Supreme Court declines to rule on assault weapons bans News
Supreme Court declines to rule on assault weapons bans

The US Supreme Court [official website] on Monday denied certiorari [order list, PDF] in two separate cases challenging bans on assault-style weapons. The court denied the appeals without comment, letting stand lower court rulings that had upheld the bans [JURIST report] as constitutional. The cases were Shew v. Malloy, concerning Connecticut’s ban, and and Kampfer v. Cuomo [dockets], dealing with New York’s ban. The Supreme Court has not taken a Second Amendment [text] case since the 2008 decision in District of Columbia v. Heller and the 2010 follow-up decision in McDonald v. Chicago [JURIST reports].

Also Monday the court granted certiorari in two cases. In Jennings v. Rodriguez [docket; cert. petition, PDF] the court will address three questions concerning immigrant detention under 8 USC § 1225 and § 1226 [text]:

  1. Whether aliens seeking admission to the United States who are subject to mandatory detention under Section 1225(b) must be afforded bond hearings, with the possibility of release into the United States, if detention lasts six months.
  2. Whether criminal or terrorist aliens who are subject to mandatory detention under Section 1226(c) must be afforded bond hearings, with the possibility of release, if detention lasts six months.
  3. Whether, in bond hearings for aliens detained for six months under Sections 1225(b), 1226(c), or 1226(a), the alien is entitled to release unless the government demonstrates by clear and convincing evidence that the alien is a flight risk or a danger to the community; whether the length of the alien’s detention must be weighed in favor of release; and whether new bond hearings must be afforded automatically every six months.

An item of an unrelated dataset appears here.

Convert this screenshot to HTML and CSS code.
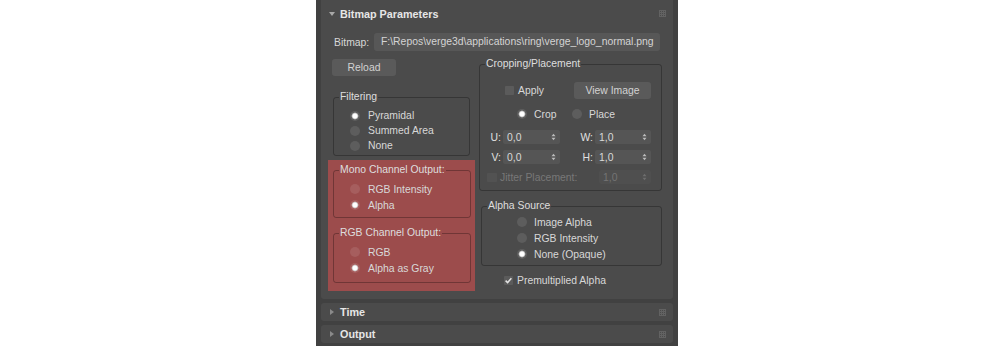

In National Labor Relations Board v. SW General, Inc. [docket; cert. petition, PDF] the court will rule on presidential appointments. The Federal Vacancies Reform Act of 1998 (FVRA) provides for someone to fill a vacant role in an acting capacity. Section 3345(b) provides as a general rule that “[n]othwithstanding subsection (a)(1),” a person who is nominated to fill a vacant office that is subject to the FVRA may not perform the office’s functions and duties in an acting capacity unless the person served as first assistant to the vacant office for at least 90 days in the year preceding the vacancy. The question presented is whether the precondition in 5 USC § 3345(b)(1) on service in an acting capacity by a person nominated by the President to fill the office on a permanent basis applies only to first assistants who take office under Subsection (a)(1) of 5 USC § 3345, or whether it also limits acting service by officials who assume acting responsibilities under Subsections (a)(2) and (a)(3).